Output each line exactly as it appears, skipping any embedded picture.

-- begin Information shown --

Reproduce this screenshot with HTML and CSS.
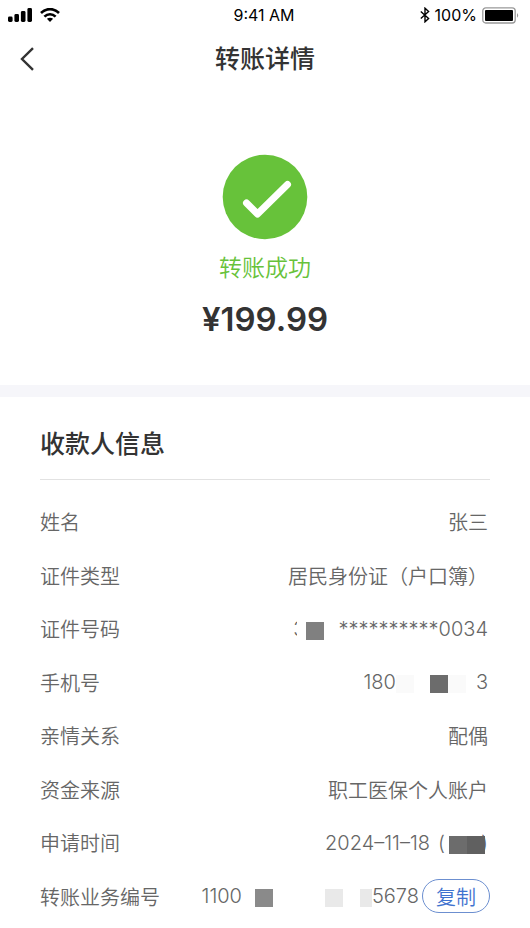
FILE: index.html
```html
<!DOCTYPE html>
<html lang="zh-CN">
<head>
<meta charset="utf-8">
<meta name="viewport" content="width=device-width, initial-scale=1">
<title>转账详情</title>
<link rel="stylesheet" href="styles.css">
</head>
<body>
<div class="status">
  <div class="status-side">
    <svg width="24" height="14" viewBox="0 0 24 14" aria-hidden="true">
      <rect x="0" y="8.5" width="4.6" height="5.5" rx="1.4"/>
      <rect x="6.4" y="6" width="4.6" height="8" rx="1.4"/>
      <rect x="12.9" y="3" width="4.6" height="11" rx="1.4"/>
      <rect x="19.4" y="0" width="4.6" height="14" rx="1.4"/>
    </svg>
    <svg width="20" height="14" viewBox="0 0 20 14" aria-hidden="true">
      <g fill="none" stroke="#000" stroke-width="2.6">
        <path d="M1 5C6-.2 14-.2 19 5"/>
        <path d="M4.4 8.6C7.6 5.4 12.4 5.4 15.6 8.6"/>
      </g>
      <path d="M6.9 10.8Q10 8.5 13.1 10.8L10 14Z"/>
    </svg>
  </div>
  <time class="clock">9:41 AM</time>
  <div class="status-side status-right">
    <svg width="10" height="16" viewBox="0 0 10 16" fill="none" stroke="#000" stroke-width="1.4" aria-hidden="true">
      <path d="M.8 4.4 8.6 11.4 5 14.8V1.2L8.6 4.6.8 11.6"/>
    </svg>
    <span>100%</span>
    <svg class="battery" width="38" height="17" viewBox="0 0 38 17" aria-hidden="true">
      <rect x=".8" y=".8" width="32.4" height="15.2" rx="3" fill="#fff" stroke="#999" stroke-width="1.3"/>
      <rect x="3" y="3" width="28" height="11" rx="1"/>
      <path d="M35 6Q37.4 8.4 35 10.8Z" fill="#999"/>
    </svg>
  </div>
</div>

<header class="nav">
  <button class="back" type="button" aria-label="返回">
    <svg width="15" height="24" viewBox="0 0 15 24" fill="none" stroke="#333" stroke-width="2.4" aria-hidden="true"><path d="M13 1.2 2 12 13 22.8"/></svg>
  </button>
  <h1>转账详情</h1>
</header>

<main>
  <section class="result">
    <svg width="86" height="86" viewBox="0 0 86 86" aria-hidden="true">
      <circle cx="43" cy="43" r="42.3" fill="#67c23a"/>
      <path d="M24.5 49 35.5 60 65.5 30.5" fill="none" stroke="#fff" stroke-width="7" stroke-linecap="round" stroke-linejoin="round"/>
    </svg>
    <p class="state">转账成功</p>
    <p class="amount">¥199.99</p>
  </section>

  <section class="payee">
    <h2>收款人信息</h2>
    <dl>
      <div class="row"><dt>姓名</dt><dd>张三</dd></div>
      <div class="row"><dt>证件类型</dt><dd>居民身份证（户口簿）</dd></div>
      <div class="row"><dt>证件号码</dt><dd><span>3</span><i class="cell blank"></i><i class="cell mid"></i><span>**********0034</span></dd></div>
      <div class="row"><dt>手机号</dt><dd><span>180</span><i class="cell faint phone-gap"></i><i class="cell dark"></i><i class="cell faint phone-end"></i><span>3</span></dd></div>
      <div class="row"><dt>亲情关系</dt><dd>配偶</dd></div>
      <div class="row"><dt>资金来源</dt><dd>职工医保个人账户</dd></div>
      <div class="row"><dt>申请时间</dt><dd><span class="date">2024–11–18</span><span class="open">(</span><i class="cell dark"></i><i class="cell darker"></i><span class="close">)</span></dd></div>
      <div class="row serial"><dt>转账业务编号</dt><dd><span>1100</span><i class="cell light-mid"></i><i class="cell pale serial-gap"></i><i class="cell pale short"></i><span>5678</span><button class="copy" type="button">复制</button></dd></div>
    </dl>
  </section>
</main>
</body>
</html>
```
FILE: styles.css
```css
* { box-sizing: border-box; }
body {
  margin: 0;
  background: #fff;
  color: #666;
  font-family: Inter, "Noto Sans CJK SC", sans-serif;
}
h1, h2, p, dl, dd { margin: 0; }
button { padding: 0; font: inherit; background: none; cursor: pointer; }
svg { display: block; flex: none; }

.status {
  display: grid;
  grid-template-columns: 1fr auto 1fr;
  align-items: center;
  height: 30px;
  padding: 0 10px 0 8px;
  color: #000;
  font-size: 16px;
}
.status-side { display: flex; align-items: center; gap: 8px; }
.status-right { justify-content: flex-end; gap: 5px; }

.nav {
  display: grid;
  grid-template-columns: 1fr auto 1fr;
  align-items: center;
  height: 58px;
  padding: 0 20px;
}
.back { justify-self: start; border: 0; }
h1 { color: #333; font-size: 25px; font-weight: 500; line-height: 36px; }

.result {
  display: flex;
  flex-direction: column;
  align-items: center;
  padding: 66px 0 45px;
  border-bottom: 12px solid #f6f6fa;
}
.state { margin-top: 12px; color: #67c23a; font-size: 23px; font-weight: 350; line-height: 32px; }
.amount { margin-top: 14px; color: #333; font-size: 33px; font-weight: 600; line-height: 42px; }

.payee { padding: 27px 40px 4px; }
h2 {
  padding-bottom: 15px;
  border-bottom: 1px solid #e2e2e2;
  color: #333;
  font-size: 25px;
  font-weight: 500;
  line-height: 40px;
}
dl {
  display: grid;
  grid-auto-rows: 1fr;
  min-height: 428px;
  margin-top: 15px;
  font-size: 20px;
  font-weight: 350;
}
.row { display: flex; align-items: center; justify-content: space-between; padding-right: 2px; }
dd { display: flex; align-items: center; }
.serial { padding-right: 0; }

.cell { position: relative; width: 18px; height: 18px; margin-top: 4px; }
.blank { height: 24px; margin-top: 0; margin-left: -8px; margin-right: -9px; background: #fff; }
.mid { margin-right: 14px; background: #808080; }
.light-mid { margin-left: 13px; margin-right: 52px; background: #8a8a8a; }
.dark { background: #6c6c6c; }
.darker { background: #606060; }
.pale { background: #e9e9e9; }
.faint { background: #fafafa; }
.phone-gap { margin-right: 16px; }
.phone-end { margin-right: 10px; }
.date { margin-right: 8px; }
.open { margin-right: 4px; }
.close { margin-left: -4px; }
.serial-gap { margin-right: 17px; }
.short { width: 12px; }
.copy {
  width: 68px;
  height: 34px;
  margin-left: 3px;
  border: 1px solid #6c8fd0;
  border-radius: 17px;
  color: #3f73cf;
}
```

-- end Information shown --

- Worked solution:
Reproduce this screenshot with HTML and CSS.
FILE: index.html
```html
<!DOCTYPE html>
<html lang="zh-CN">
<head>
<meta charset="utf-8">
<meta name="viewport" content="width=device-width, initial-scale=1">
<title>转账详情</title>
<link rel="stylesheet" href="styles.css">
</head>
<body>
<div class="status">
  <div class="status-side">
    <svg width="24" height="14" viewBox="0 0 24 14" aria-hidden="true">
      <rect x="0" y="8.5" width="4.6" height="5.5" rx="1.4"/>
      <rect x="6.4" y="6" width="4.6" height="8" rx="1.4"/>
      <rect x="12.9" y="3" width="4.6" height="11" rx="1.4"/>
      <rect x="19.4" y="0" width="4.6" height="14" rx="1.4"/>
    </svg>
    <svg width="20" height="14" viewBox="0 0 20 14" aria-hidden="true">
      <g fill="none" stroke="#000" stroke-width="2.6">
        <path d="M1 5C6-.2 14-.2 19 5"/>
        <path d="M4.4 8.6C7.6 5.4 12.4 5.4 15.6 8.6"/>
      </g>
      <path d="M6.9 10.8Q10 8.5 13.1 10.8L10 14Z"/>
    </svg>
  </div>
  <time class="clock">9:41 AM</time>
  <div class="status-side status-right">
    <svg width="10" height="16" viewBox="0 0 10 16" fill="none" stroke="#000" stroke-width="1.4" aria-hidden="true">
      <path d="M.8 4.4 8.6 11.4 5 14.8V1.2L8.6 4.6.8 11.6"/>
    </svg>
    <span>100%</span>
    <svg class="battery" width="38" height="17" viewBox="0 0 38 17" aria-hidden="true">
      <rect x=".8" y=".8" width="32.4" height="15.2" rx="3" fill="#fff" stroke="#999" stroke-width="1.3"/>
      <rect x="3" y="3" width="28" height="11" rx="1"/>
      <path d="M35 6Q37.4 8.4 35 10.8Z" fill="#999"/>
    </svg>
  </div>
</div>

<header class="nav">
  <button class="back" type="button" aria-label="返回">
    <svg width="15" height="24" viewBox="0 0 15 24" fill="none" stroke="#333" stroke-width="2.4" aria-hidden="true"><path d="M13 1.2 2 12 13 22.8"/></svg>
  </button>
  <h1>转账详情</h1>
</header>

<main>
  <section class="result">
    <svg width="86" height="86" viewBox="0 0 86 86" aria-hidden="true">
      <circle cx="43" cy="43" r="42.3" fill="#67c23a"/>
      <path d="M24.5 49 35.5 60 65.5 30.5" fill="none" stroke="#fff" stroke-width="7" stroke-linecap="round" stroke-linejoin="round"/>
    </svg>
    <p class="state">转账成功</p>
    <p class="amount">¥199.99</p>
  </section>

  <section class="payee">
    <h2>收款人信息</h2>
    <dl>
      <div class="row"><dt>姓名</dt><dd>张三</dd></div>
      <div class="row"><dt>证件类型</dt><dd>居民身份证（户口簿）</dd></div>
      <div class="row"><dt>证件号码</dt><dd><span>3</span><i class="cell blank"></i><i class="cell mid"></i><span>**********0034</span></dd></div>
      <div class="row"><dt>手机号</dt><dd><span>180</span><i class="cell faint phone-gap"></i><i class="cell dark"></i><i class="cell faint phone-end"></i><span>3</span></dd></div>
      <div class="row"><dt>亲情关系</dt><dd>配偶</dd></div>
      <div class="row"><dt>资金来源</dt><dd>职工医保个人账户</dd></div>
      <div class="row"><dt>申请时间</dt><dd><span class="date">2024–11–18</span><span class="open">(</span><i class="cell dark"></i><i class="cell darker"></i><span class="close">)</span></dd></div>
      <div class="row serial"><dt>转账业务编号</dt><dd><span>1100</span><i class="cell light-mid"></i><i class="cell pale serial-gap"></i><i class="cell pale short"></i><span>5678</span><button class="copy" type="button">复制</button></dd></div>
    </dl>
  </section>
</main>
</body>
</html>
```
FILE: styles.css
```css
* { box-sizing: border-box; }
body {
  margin: 0;
  background: #fff;
  color: #666;
  font-family: Inter, "Noto Sans CJK SC", sans-serif;
}
h1, h2, p, dl, dd { margin: 0; }
button { padding: 0; font: inherit; background: none; cursor: pointer; }
svg { display: block; flex: none; }

.status {
  display: grid;
  grid-template-columns: 1fr auto 1fr;
  align-items: center;
  height: 30px;
  padding: 0 10px 0 8px;
  color: #000;
  font-size: 16px;
}
.status-side { display: flex; align-items: center; gap: 8px; }
.status-right { justify-content: flex-end; gap: 5px; }

.nav {
  display: grid;
  grid-template-columns: 1fr auto 1fr;
  align-items: center;
  height: 58px;
  padding: 0 20px;
}
.back { justify-self: start; border: 0; }
h1 { color: #333; font-size: 25px; font-weight: 500; line-height: 36px; }

.result {
  display: flex;
  flex-direction: column;
  align-items: center;
  padding: 66px 0 45px;
  border-bottom: 12px solid #f6f6fa;
}
.state { margin-top: 12px; color: #67c23a; font-size: 23px; font-weight: 350; line-height: 32px; }
.amount { margin-top: 14px; color: #333; font-size: 33px; font-weight: 600; line-height: 42px; }

.payee { padding: 27px 40px 4px; }
h2 {
  padding-bottom: 15px;
  border-bottom: 1px solid #e2e2e2;
  color: #333;
  font-size: 25px;
  font-weight: 500;
  line-height: 40px;
}
dl {
  display: grid;
  grid-auto-rows: 1fr;
  min-height: 428px;
  margin-top: 15px;
  font-size: 20px;
  font-weight: 350;
}
.row { display: flex; align-items: center; justify-content: space-between; padding-right: 2px; }
dd { display: flex; align-items: center; }
.serial { padding-right: 0; }

.cell { position: relative; width: 18px; height: 18px; margin-top: 4px; }
.blank { height: 24px; margin-top: 0; margin-left: -8px; margin-right: -9px; background: #fff; }
.mid { margin-right: 14px; background: #808080; }
.light-mid { margin-left: 13px; margin-right: 52px; background: #8a8a8a; }
.dark { background: #6c6c6c; }
.darker { background: #606060; }
.pale { background: #e9e9e9; }
.faint { background: #fafafa; }
.phone-gap { margin-right: 16px; }
.phone-end { margin-right: 10px; }
.date { margin-right: 8px; }
.open { margin-right: 4px; }
.close { margin-left: -4px; }
.serial-gap { margin-right: 17px; }
.short { width: 12px; }
.copy {
  width: 68px;
  height: 34px;
  margin-left: 3px;
  border: 1px solid #6c8fd0;
  border-radius: 17px;
  color: #3f73cf;
}
```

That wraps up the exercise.